ボリビアでの活動
出典: フリー百科事典『ウィキペディア(Wikipedia)』 (2021/04/24 14:06 UTC 版)
「クラウス・バルビー」の記事における「ボリビアでの活動」の解説
1957年10月7日にはボリビア国籍を取得することに成功し、この後数十年間にわたり、ボリビアの軍事政権とアメリカの事実上の庇護のもとに、バルビーはドイツ系ボリビア人「クラウス・アルトマン」として、1964年から政権を握ったレネ・バリエントス・オルトゥーニョ将軍をはじめとする、ボリビアの軍事政権の歴代指導者の治安対策アドバイザーを務めることとなる。 ボリビアの軍事政権のアドバイザーとして、バルビーは同国内で活動していた共産主義組織や反政府ゲリラ組織だけでなく、労働組合などの左翼シンパと目される組織に至るまで目を光らせ、後には1967年10月に同国の軍事政権とCIAの協力の下で行われたチェ・ゲバラの身柄確保と処刑にも関与したと報じられた。
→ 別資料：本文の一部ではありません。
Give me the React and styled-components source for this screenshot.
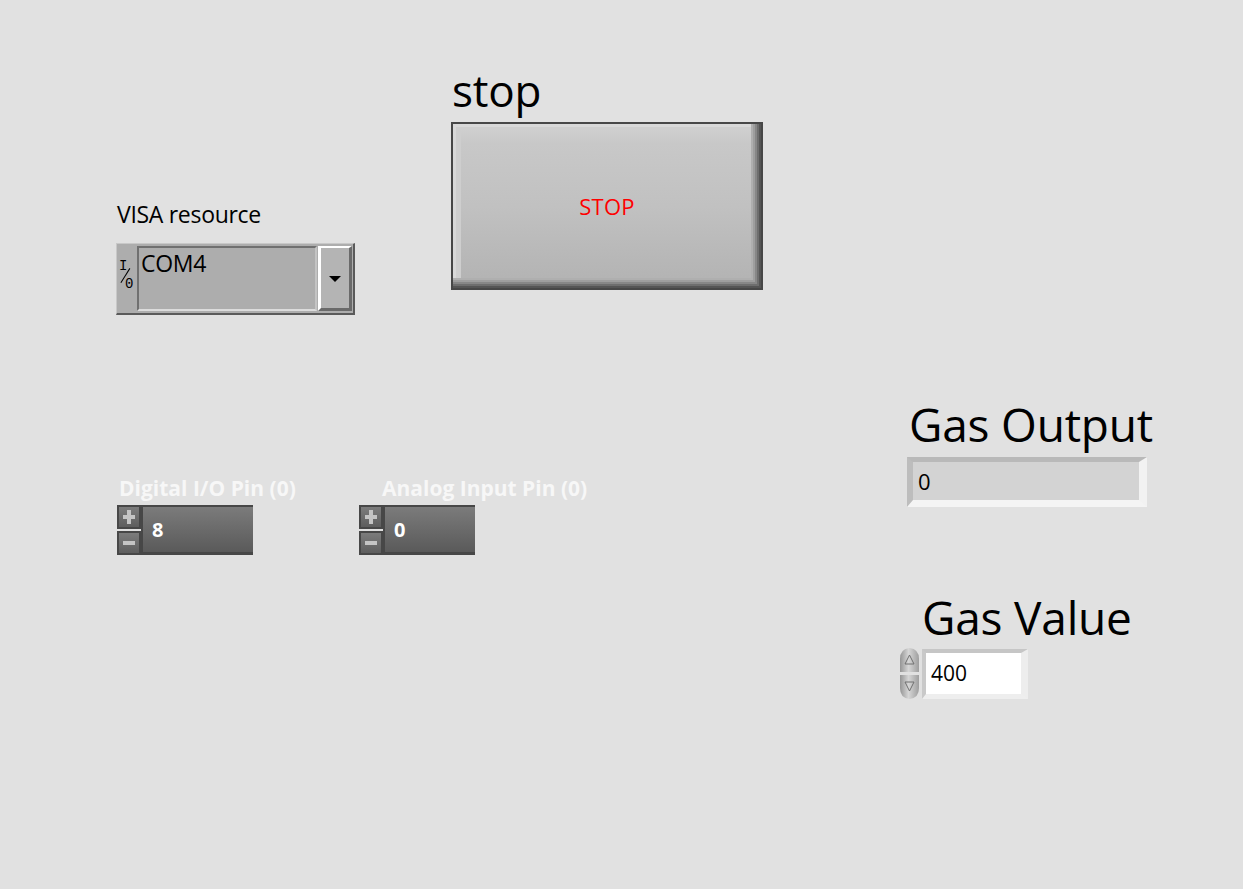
import React from 'react';
import styled, { createGlobalStyle } from 'styled-components';

const GlobalStyle = createGlobalStyle`
  html, body {
    margin: 0;
    padding: 0;
    background: #e1e1e1;
  }
  body {
    font-family: "Open Sans", "Noto Sans", "Liberation Sans", sans-serif;
    color: #000;
  }
`;

const Panel = styled.main`
  display: flex;
  align-items: flex-start;
  min-height: 889px;
  padding-left: 116px;
  box-sizing: border-box;
  overflow: hidden;
`;

const LeftColumn = styled.div`
  width: 335px;
  flex: none;
  display: flex;
  flex-direction: column;
  padding-top: 200px;
`;

const MiddleColumn = styled.div`
  width: 446px;
  flex: none;
  display: flex;
  flex-direction: column;
  padding-top: 63px;
`;

const RightColumn = styled.div`
  display: flex;
  flex-direction: column;
  padding-top: 396px;
`;

/* ---------- labels ---------- */

const SmallLabel = styled.div`
  font-size: 23px;
  line-height: 28px;
  margin-left: 1px;
  letter-spacing: -0.3px;
`;

const BigLabel = styled.div`
  font-size: ${(p) => p.size}px;
  line-height: ${(p) => p.size + 10}px;
  margin-left: ${(p) => p.offset || 0}px;
  letter-spacing: -0.2px;
  white-space: nowrap;
`;

const PinLabel = styled.div`
  font-size: 21px;
  font-weight: 700;
  line-height: 26px;
  color: #f7f7f7;
  margin-left: ${(p) => p.offset}px;
  white-space: nowrap;
`;

/* ---------- VISA resource ---------- */

const VisaBox = styled.div`
  margin-top: 15px;
  width: 239px;
  height: 72px;
  box-sizing: border-box;
  display: flex;
  align-items: stretch;
  background: #adadad;
  border-top: 1px solid #c8c8c8;
  border-left: 1px solid #c8c8c8;
  border-right: 2px solid #5a5a5a;
  border-bottom: 2px solid #5a5a5a;
  padding: 2px 1px 2px 0;
`;

const IoGlyph = styled.div`
  position: relative;
  width: 20px;
  flex: none;
  font-family: "Liberation Mono", "DejaVu Sans Mono", monospace;
  font-size: 14px;
  line-height: 14px;
  color: #000;
  &::after {
    content: '';
    position: absolute;
    left: 0px;
    top: 29px;
    width: 17px;
    height: 1.3px;
    background: #000;
    transform: rotate(-58deg);
  }
`;

const IoChar = styled.span`
  position: absolute;
  left: ${(p) => p.x}px;
  top: ${(p) => p.y}px;
`;

const VisaField = styled.div`
  flex: 1;
  box-sizing: border-box;
  border-top: 2px solid #707070;
  border-left: 2px solid #707070;
  border-bottom: 2px solid #dcdcdc;
  border-right: 2px solid #c4c4c4;
  background: #adadad;
  font-size: 23px;
  line-height: 28px;
  letter-spacing: -0.3px;
  padding: 1px 0 0 2px;
`;

const DropButton = styled.div`
  width: 34px;
  flex: none;
  box-sizing: border-box;
  margin-left: 1px;
  background: #b4b4b4;
  border-top: 2px solid #ffffff;
  border-left: 3px solid #ffffff;
  border-right: 3px solid #6a6a6a;
  border-bottom: 3px solid #6a6a6a;
  display: flex;
  align-items: center;
  justify-content: center;
  &::after {
    content: '';
    border-left: 6px solid transparent;
    border-right: 6px solid transparent;
    border-top: 6px solid #000;
    margin-top: 2px;
  }
`;

/* ---------- numeric pin controls ---------- */

const PinRow = styled.div`
  margin-top: 160px;
  margin-left: 1px;
  display: flex;
`;

const PinBlock = styled.div`
  width: ${(p) => p.width}px;
  flex: none;
  display: flex;
  flex-direction: column;
  gap: 4px;
`;

const Numeric = styled.div`
  display: flex;
  height: 50px;
`;

const StepColumn = styled.div`
  display: flex;
  flex-direction: column;
  gap: 2px;
  width: 24px;
`;

const StepButton = styled.div`
  position: relative;
  flex: 1;
  box-sizing: border-box;
  border: 2px solid #474747;
  background: linear-gradient(#7c7c7c, #5e5e5e);
  &::before,
  &::after {
    content: '';
    position: absolute;
    background: #c4c4c4;
    left: 4px;
    right: 4px;
    top: 50%;
    height: 4px;
    margin-top: -2px;
  }
  &::after {
    display: ${(p) => (p.plus ? 'block' : 'none')};
    left: 50%;
    right: auto;
    width: 4px;
    margin-left: -2px;
    top: 3px;
    bottom: 3px;
    height: auto;
    margin-top: 0;
  }
`;

const NumericDisplay = styled.div`
  width: ${(p) => p.width}px;
  box-sizing: border-box;
  border-top: 2px solid #474747;
  border-bottom: 3px solid #474747;
  border-left: 2px solid #474747;
  background: linear-gradient(#7b7b7b, #5a5a5a);
  color: #ffffff;
  font-size: 20px;
  font-weight: 700;
  display: flex;
  align-items: center;
  padding-left: 9px;
`;

/* ---------- stop button ---------- */

const StopButton = styled.button`
  margin-top: 5px;
  width: 312px;
  height: 168px;
  box-sizing: border-box;
  border: 2px solid #474747;
  padding: 0;
  font-family: inherit;
  font-size: 22px;
  letter-spacing: 0.3px;
  color: #ff0000;
  background: linear-gradient(#d2d2d2 0%, #c8c8c8 12%, #c1c1c1 50%, #b2b2b2 100%);
  box-shadow:
    inset -2px -2px 0 #555555,
    inset -4px -4px 0 #6e6e6e,
    inset -6px -6px 0 #878787,
    inset -8px -8px 0 #9e9e9e,
    inset -10px -10px 0 #afafaf,
    inset 3px 3px 0 #d8d8d8,
    inset 8px 6px 0 #cecece;
  display: flex;
  align-items: center;
  justify-content: center;
  cursor: pointer;
`;

/* ---------- gas output / value ---------- */

const Indicator = styled.div`
  margin-left: 10px;
  margin-top: 5px;
  width: 240px;
  height: 50px;
  box-sizing: border-box;
  background: #d3d3d3;
  border-top: 5px solid #b9b9b9;
  border-left: 6px solid #bdbdbd;
  border-right: 8px solid #f2f2f2;
  border-bottom: 7px solid #f4f4f4;
  font-size: 22px;
  display: flex;
  align-items: center;
  padding-left: 5px;
`;

const GasValueBlock = styled.div`
  margin-top: 82px;
  display: flex;
  flex-direction: column;
`;

const ValueRow = styled.div`
  display: flex;
  align-items: center;
  margin-top: 2px;
`;

const Spinner = styled.svg`
  flex: none;
  display: block;
`;

const ValueBox = styled.div`
  width: 106px;
  height: 50px;
  box-sizing: border-box;
  background: #ffffff;
  border-top: 4px solid #c6c6c6;
  border-left: 4px solid #c9c9c9;
  border-right: 7px solid #ededed;
  border-bottom: 5px solid #eeeeee;
  font-size: 21px;
  display: flex;
  align-items: center;
  padding-left: 5px;
`;

const Pin = ({ label, value, offset, blockWidth, width }) => (
  <PinBlock width={blockWidth}>
    <PinLabel offset={offset}>{label}</PinLabel>
    <Numeric>
      <StepColumn>
        <StepButton plus />
        <StepButton />
      </StepColumn>
      <NumericDisplay width={width}>{value}</NumericDisplay>
    </Numeric>
  </PinBlock>
);

const App = () => {
  return (
    <>
      <GlobalStyle />
      <Panel>
        <LeftColumn>
          <SmallLabel>VISA resource</SmallLabel>
          <VisaBox>
            <IoGlyph>
              <IoChar x={2} y={13}>I</IoChar>
              <IoChar x={8} y={31}>0</IoChar>
            </IoGlyph>
            <VisaField>COM4</VisaField>
            <DropButton />
          </VisaBox>
          <PinRow>
            <Pin label="Digital I/O Pin (0)" value="8" offset={2} blockWidth={242} width={112} />
            <Pin label="Analog Input Pin (0)" value="0" offset={23} blockWidth={220} width={92} />
          </PinRow>
        </LeftColumn>

        <MiddleColumn>
          <BigLabel size={44} offset={1}>stop</BigLabel>
          <StopButton>STOP</StopButton>
        </MiddleColumn>

        <RightColumn>
          <BigLabel size={46} offset={12}>Gas Output</BigLabel>
          <Indicator>0</Indicator>
          <GasValueBlock>
            <BigLabel size={46} offset={25}>Gas Value</BigLabel>
            <ValueRow>
              <Spinner width="25" height="53" viewBox="0 0 25 53">
                <defs>
                  <linearGradient id="spin" x1="0" x2="1" y1="0" y2="0">
                    <stop offset="0" stopColor="#959595" />
                    <stop offset="0.45" stopColor="#d6d6d6" />
                    <stop offset="1" stopColor="#9e9e9e" />
                  </linearGradient>
                </defs>
                <path d="M3 12 Q3 2 12.5 1 Q22 2 22 12 L22 25 L3 25 Z" fill="url(#spin)" />
                <path d="M3 28 L22 28 L22 41 Q22 51 12.5 52 Q3 51 3 41 Z" fill="url(#spin)" />
                <path d="M12.5 8 L17 17 L8 17 Z" fill="none" stroke="#707070" strokeWidth="1" />
                <path d="M8 35 L17 35 L12.5 44 Z" fill="none" stroke="#707070" strokeWidth="1" />
              </Spinner>
              <ValueBox>400</ValueBox>
            </ValueRow>
          </GasValueBlock>
        </RightColumn>
      </Panel>
    </>
  );
};

export default App;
また、元党員とともにナチス再興のための組織を設立したほか、戦犯逃亡や武器の密輸などの犯罪行為を通じて、イタリアの極右政党「イタリア社会運動(MSI)」幹部で極右秘密結社「ロッジP2」代表のリーチオ・ジェッリとも深い関係にあった。 さらにオーストリアのシュタイア・プフなどの大手軍需企業との間の武器取り引き会社や海運会社を設立させて大金持ちとなっただけでなく、海運会社の役員の「クラウス・アルトマン」を名乗り、自らを戦争犯罪人ということで指名手配させていたフランスにも渡航していた。 しかし1972年に、ペルーのリマで発生した殺人事件の被害者と容疑者に関係のあったバルビーはリマ市警に眼をつけられた。そしてこの実業家が、実はフランスの破毀院によって死刑の判決が出ている戦争犯罪人であることが判明した。事件後、バルビーは公然と姿を現わし、自分の正体を認めた。そしてボリビアのテレビに出演して、親衛隊員の過去を礼讃した。世界のマスコミが騒然となりボリビアに殺到した。バルビーはマスコミに回想録を売りつけ、戦後、西ドイツのゲーレン機関に関係していたことを暴露して、世界を驚かせた。またバルビーは「戦争犯罪と考えられるいかなる行為にも関わっていない」と強く主張した。 その後もバルビーは、1980年6月に政権を奪取した民主人民連合(UDP)による左派政権に対して、同年7月17日ルイス・ガルシア・メサ・テハダ将軍が起こした軍事クーデターにも関与するなど、ボリビアの軍事政権との関係を続けた。なお、ボリビアの歴代軍事政権は、フランス政府によるバルビーの引き渡しを、バルビーが「ボリビア人」であることを根拠に公然と拒否し続けた。しかしガルシア政権は、バルビーが深く関与した左翼活動家への弾圧などにより国民からの反発を受けただけでなく、コカインの生産および輸出への深い関与が証明されたことから、後見人的立場であったアメリカの支持を失い、翌年に退陣することとなった。